::: Data excerpt
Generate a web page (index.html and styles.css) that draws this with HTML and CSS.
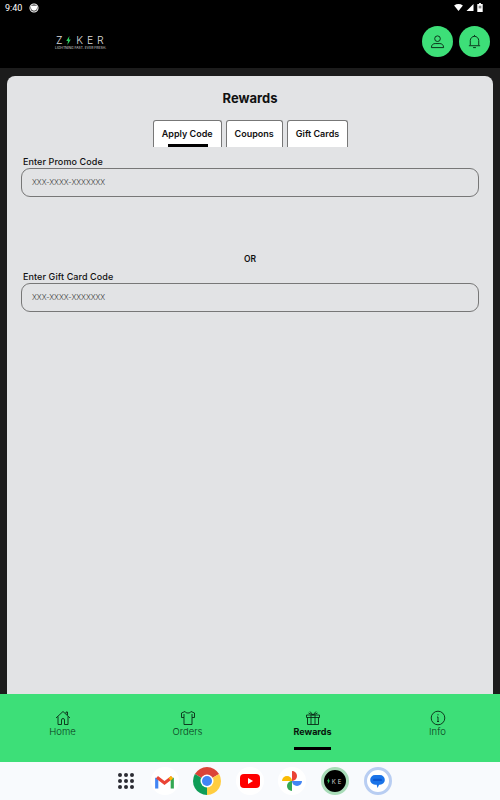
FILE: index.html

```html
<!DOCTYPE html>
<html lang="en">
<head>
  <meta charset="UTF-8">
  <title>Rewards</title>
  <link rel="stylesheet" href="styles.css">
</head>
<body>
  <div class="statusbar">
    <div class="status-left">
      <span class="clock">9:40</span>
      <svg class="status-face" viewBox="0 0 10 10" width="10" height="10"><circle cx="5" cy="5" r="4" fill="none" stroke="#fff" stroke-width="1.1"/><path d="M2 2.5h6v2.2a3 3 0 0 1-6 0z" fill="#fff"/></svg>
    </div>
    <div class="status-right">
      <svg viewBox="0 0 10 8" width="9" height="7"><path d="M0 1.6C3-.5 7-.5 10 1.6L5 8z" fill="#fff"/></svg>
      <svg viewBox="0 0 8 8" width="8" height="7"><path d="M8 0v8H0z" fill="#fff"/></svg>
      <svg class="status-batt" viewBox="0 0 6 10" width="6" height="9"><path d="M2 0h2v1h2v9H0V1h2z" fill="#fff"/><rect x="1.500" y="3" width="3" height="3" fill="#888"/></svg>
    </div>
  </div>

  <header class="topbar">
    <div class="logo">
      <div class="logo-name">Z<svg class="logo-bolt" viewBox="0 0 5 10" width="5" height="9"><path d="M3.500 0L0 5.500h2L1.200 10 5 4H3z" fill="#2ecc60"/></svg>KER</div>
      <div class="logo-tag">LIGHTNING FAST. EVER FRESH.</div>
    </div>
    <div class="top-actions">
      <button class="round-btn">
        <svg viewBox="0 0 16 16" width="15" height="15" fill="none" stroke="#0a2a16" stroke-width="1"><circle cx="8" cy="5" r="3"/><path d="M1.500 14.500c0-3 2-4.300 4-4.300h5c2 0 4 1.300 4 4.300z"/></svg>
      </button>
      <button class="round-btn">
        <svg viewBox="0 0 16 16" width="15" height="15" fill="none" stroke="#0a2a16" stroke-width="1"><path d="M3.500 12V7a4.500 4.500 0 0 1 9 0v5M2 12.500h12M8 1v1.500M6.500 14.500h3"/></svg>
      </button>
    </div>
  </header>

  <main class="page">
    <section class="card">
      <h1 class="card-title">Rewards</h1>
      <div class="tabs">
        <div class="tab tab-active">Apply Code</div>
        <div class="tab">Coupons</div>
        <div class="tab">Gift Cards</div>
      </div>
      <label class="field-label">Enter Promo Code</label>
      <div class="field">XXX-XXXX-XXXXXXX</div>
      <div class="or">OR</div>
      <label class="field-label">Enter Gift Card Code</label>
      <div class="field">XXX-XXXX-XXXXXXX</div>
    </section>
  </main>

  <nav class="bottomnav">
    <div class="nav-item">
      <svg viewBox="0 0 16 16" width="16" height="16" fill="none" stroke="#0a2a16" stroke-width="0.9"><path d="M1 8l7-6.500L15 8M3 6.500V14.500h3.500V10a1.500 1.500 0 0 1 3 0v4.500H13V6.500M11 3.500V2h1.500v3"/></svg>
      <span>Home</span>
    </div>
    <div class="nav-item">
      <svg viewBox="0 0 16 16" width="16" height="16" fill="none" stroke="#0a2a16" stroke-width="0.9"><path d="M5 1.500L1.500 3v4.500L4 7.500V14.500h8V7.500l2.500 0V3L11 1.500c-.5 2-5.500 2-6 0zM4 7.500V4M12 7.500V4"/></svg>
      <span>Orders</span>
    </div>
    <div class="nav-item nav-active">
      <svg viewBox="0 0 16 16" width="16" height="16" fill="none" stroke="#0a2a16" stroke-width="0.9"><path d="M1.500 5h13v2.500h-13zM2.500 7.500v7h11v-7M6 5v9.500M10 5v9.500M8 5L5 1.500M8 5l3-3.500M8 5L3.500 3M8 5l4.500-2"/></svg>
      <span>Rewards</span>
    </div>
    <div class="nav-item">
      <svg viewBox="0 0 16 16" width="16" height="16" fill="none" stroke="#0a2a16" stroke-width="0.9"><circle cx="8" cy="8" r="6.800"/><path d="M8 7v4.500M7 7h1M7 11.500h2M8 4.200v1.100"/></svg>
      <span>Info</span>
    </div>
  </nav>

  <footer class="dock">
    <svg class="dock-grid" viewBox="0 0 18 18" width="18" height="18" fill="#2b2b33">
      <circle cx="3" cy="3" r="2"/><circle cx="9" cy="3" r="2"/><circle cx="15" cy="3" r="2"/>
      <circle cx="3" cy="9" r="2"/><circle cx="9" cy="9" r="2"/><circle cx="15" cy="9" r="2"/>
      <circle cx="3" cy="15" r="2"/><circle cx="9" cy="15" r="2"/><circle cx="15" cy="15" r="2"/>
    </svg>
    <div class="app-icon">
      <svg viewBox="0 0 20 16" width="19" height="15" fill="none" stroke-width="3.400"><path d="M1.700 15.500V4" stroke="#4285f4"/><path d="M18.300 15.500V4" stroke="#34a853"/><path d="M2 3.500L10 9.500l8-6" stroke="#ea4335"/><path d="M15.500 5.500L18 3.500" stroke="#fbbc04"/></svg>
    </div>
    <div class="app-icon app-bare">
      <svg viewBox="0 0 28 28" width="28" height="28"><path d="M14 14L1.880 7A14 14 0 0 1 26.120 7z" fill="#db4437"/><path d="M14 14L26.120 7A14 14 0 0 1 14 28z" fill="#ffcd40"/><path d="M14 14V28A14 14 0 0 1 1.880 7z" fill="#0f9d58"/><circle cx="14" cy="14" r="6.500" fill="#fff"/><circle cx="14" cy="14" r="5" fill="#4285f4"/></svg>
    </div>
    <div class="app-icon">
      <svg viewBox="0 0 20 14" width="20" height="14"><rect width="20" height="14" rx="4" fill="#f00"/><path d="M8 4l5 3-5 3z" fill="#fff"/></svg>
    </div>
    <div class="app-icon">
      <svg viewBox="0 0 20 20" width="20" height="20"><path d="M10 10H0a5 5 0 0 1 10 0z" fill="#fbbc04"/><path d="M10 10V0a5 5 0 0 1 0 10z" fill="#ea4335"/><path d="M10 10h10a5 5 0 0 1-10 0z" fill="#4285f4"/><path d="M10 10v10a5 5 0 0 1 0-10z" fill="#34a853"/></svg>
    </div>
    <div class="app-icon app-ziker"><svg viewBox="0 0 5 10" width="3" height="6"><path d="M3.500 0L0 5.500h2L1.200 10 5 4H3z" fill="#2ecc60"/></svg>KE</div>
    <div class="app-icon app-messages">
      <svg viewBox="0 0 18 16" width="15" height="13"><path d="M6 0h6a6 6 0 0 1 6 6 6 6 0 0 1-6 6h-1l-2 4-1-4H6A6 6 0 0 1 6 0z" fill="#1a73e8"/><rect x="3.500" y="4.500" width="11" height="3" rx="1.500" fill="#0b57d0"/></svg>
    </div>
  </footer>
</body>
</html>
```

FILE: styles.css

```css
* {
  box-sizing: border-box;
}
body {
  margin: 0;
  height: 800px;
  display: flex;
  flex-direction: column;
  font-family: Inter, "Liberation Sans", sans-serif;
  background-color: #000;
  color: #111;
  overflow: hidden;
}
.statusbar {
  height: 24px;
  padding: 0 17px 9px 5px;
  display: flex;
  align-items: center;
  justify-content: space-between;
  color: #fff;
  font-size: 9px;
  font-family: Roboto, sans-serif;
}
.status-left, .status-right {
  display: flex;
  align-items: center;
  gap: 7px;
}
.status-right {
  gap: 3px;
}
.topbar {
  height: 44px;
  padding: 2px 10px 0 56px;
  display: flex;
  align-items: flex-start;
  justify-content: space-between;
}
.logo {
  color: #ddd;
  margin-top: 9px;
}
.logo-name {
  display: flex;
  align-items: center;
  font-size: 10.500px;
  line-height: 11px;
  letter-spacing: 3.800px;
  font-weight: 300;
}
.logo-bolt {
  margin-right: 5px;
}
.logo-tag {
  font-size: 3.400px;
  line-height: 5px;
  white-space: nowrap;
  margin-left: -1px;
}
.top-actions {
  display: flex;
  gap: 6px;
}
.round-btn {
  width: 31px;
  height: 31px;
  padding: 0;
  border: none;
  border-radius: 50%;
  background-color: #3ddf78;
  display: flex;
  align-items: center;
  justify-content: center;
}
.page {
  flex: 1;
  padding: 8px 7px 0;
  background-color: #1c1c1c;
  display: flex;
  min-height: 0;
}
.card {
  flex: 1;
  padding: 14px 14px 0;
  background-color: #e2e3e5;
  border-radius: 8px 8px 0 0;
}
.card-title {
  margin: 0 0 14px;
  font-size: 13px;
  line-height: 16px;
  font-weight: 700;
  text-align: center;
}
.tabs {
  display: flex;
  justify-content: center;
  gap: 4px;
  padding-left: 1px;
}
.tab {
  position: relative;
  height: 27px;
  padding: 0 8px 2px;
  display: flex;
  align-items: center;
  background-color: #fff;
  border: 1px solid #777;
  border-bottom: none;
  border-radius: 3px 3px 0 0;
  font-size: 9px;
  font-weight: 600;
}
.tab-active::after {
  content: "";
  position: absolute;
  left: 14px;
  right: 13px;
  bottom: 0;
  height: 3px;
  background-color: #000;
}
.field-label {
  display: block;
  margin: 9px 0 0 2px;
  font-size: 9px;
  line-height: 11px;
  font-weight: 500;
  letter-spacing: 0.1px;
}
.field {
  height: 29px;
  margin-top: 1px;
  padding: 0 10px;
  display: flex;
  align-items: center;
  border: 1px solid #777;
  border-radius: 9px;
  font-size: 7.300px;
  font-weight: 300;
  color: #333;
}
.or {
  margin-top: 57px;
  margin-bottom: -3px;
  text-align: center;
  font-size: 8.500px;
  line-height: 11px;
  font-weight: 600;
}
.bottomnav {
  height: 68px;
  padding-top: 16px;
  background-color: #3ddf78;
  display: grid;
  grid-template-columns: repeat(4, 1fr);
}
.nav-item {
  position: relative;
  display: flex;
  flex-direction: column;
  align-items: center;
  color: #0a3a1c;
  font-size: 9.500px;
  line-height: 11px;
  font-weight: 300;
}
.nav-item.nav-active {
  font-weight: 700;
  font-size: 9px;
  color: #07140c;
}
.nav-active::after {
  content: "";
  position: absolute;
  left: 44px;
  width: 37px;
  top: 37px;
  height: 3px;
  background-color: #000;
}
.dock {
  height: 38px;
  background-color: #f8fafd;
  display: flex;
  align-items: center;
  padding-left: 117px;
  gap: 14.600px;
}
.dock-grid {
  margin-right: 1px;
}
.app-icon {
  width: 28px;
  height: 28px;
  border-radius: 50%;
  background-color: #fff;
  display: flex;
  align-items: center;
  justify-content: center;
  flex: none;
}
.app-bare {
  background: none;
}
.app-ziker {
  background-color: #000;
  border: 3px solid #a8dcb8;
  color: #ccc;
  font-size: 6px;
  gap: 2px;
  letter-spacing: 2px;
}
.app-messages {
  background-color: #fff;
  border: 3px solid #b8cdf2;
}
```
::::::
§ **Directions for this task**
Reproduce exactly the run of lines that opens the listing and closes with the line holding "FILE: index.html". Pictures are excluded.

§ **Answer to this exercise**
Generate a web page (index.html and styles.css) that draws this with HTML and CSS.
FILE: index.html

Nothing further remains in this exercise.